- Objective: Look through the records below and collect all lines that hold the string "with".

- Supplied records:
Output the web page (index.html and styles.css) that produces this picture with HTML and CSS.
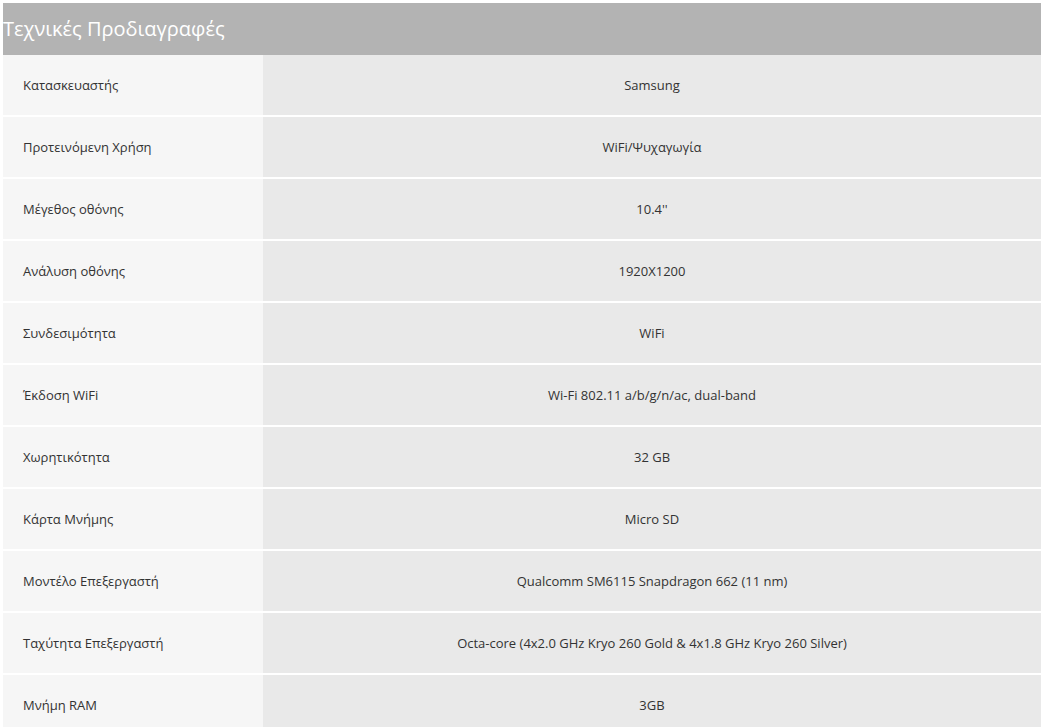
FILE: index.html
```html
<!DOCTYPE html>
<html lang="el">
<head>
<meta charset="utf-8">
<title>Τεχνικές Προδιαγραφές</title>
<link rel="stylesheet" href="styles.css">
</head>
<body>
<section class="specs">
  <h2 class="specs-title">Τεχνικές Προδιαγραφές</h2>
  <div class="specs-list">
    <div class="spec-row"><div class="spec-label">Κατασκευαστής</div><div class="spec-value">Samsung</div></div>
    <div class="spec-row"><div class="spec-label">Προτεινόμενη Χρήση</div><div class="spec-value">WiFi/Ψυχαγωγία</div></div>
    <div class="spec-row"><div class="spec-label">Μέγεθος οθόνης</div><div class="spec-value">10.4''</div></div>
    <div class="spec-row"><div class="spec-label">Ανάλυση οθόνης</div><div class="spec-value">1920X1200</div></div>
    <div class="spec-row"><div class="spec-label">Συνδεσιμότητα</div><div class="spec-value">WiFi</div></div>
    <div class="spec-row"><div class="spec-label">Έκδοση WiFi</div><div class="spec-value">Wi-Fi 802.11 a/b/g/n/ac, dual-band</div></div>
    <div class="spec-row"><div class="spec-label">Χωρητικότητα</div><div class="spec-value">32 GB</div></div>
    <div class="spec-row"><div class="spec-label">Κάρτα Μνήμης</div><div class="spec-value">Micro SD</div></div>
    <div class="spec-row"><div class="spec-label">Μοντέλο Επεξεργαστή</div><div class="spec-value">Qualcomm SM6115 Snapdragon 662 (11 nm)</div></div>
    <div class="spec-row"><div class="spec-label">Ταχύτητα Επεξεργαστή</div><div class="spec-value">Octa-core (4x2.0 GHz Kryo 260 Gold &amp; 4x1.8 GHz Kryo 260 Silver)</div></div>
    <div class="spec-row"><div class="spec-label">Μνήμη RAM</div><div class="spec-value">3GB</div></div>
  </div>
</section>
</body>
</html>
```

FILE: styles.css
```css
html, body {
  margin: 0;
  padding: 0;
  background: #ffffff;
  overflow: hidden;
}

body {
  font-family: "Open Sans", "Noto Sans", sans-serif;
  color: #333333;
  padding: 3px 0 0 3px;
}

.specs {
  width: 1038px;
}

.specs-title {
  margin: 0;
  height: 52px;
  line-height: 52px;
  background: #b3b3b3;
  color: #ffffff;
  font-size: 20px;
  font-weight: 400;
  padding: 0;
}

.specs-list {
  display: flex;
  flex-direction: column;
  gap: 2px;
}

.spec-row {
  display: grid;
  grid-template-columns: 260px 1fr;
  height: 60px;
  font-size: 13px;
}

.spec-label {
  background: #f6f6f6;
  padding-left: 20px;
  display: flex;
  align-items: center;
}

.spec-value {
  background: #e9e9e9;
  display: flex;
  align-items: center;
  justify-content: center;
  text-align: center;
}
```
--
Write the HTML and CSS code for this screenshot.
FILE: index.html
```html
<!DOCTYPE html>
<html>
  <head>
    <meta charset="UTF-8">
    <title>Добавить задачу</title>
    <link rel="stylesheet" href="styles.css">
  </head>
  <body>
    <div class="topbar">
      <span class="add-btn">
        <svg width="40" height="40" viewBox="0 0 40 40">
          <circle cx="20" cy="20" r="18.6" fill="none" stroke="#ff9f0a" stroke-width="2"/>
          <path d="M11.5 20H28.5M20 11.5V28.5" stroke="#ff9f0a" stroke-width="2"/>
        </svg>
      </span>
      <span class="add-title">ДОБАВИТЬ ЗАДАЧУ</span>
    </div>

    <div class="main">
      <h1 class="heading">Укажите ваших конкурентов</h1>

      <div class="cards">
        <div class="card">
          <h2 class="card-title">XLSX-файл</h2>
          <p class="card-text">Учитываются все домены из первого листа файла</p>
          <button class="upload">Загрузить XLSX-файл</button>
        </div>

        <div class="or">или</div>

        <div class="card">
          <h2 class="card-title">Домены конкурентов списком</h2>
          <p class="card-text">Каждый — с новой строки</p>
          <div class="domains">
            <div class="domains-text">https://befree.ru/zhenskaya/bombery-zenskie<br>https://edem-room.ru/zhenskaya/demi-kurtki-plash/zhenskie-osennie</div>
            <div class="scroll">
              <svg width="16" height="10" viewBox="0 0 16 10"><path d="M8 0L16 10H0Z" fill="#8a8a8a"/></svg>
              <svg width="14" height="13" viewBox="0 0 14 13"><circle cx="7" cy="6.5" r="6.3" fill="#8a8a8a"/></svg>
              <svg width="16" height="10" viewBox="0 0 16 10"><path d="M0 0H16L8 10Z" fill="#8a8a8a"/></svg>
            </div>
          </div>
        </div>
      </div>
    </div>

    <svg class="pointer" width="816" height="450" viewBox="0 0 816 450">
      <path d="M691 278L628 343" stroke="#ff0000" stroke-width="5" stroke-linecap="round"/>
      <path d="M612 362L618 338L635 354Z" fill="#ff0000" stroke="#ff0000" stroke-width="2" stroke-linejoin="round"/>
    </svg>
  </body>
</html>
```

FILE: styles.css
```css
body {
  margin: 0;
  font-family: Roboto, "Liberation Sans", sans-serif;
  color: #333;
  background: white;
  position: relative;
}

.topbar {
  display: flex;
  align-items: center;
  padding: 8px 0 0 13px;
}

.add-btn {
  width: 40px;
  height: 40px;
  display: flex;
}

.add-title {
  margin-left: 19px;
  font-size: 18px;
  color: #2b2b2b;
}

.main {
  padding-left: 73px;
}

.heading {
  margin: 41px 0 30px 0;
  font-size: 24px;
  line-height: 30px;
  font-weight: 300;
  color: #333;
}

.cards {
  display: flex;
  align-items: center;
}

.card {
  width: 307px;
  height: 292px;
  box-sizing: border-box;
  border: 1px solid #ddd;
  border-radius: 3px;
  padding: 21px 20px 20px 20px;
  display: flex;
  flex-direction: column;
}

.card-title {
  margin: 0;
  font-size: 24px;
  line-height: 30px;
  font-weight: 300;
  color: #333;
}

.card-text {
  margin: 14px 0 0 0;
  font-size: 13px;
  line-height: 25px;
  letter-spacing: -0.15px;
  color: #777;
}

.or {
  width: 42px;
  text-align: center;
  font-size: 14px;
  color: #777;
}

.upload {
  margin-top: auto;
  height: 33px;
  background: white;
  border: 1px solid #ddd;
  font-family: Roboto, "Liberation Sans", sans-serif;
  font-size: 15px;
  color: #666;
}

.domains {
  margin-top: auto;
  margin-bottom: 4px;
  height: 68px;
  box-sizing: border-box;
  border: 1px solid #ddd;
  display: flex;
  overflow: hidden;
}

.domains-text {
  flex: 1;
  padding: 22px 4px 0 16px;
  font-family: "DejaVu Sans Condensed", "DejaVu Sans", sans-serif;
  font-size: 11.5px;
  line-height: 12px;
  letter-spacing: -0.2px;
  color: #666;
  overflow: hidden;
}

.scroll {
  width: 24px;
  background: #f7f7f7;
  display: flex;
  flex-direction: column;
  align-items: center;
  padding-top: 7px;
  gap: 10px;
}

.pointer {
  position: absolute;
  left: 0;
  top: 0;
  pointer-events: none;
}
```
==
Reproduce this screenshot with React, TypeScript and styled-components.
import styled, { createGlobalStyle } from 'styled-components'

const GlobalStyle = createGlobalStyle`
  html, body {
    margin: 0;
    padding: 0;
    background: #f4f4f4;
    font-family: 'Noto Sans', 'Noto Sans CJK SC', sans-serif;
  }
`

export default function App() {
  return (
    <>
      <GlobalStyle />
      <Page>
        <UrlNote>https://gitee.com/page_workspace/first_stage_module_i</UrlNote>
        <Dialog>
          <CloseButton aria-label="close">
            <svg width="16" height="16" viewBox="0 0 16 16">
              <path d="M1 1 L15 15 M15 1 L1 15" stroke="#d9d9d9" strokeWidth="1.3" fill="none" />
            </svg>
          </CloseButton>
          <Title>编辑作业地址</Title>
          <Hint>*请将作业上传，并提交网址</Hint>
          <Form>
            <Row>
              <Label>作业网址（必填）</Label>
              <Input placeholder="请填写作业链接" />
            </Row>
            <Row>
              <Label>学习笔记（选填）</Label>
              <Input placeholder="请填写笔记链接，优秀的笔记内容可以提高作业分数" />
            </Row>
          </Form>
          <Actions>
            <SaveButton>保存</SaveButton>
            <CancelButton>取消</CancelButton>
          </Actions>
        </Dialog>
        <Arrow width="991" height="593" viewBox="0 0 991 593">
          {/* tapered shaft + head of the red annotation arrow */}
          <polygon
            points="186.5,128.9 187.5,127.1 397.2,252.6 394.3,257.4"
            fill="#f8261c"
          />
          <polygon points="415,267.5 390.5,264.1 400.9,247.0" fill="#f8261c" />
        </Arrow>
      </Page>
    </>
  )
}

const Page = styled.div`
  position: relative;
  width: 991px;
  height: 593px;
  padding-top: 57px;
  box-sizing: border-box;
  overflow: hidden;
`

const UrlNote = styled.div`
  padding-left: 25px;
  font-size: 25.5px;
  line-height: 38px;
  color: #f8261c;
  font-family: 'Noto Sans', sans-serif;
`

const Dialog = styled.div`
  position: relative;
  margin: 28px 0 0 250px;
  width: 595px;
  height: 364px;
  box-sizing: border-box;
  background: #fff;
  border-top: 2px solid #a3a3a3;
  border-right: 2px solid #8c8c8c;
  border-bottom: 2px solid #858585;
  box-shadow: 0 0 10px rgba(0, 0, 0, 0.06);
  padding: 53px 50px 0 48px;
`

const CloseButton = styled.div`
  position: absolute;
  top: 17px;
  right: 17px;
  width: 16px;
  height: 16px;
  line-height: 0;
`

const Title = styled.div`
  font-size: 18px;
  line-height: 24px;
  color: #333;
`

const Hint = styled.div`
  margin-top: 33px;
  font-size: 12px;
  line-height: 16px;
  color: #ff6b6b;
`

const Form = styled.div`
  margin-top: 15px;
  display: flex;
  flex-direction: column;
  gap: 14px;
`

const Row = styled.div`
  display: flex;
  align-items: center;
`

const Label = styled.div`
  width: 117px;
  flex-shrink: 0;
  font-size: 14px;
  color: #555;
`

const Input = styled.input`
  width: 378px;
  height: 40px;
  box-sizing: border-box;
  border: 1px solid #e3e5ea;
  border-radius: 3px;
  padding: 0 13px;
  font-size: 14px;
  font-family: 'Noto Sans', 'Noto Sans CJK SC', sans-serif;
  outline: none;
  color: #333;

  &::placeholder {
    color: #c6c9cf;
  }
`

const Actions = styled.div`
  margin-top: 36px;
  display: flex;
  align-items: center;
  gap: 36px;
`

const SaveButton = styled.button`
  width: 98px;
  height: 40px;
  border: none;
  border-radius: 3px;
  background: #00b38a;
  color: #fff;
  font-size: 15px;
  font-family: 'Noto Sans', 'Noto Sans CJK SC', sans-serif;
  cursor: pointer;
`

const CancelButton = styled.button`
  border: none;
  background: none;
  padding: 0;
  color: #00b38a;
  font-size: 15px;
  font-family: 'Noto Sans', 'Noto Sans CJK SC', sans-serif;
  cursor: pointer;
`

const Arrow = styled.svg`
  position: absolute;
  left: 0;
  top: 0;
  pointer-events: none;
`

- Result of this exercise:
Output the web page (index.html and styles.css) that produces this picture with HTML and CSS.
Reproduce this screenshot with React, TypeScript and styled-components.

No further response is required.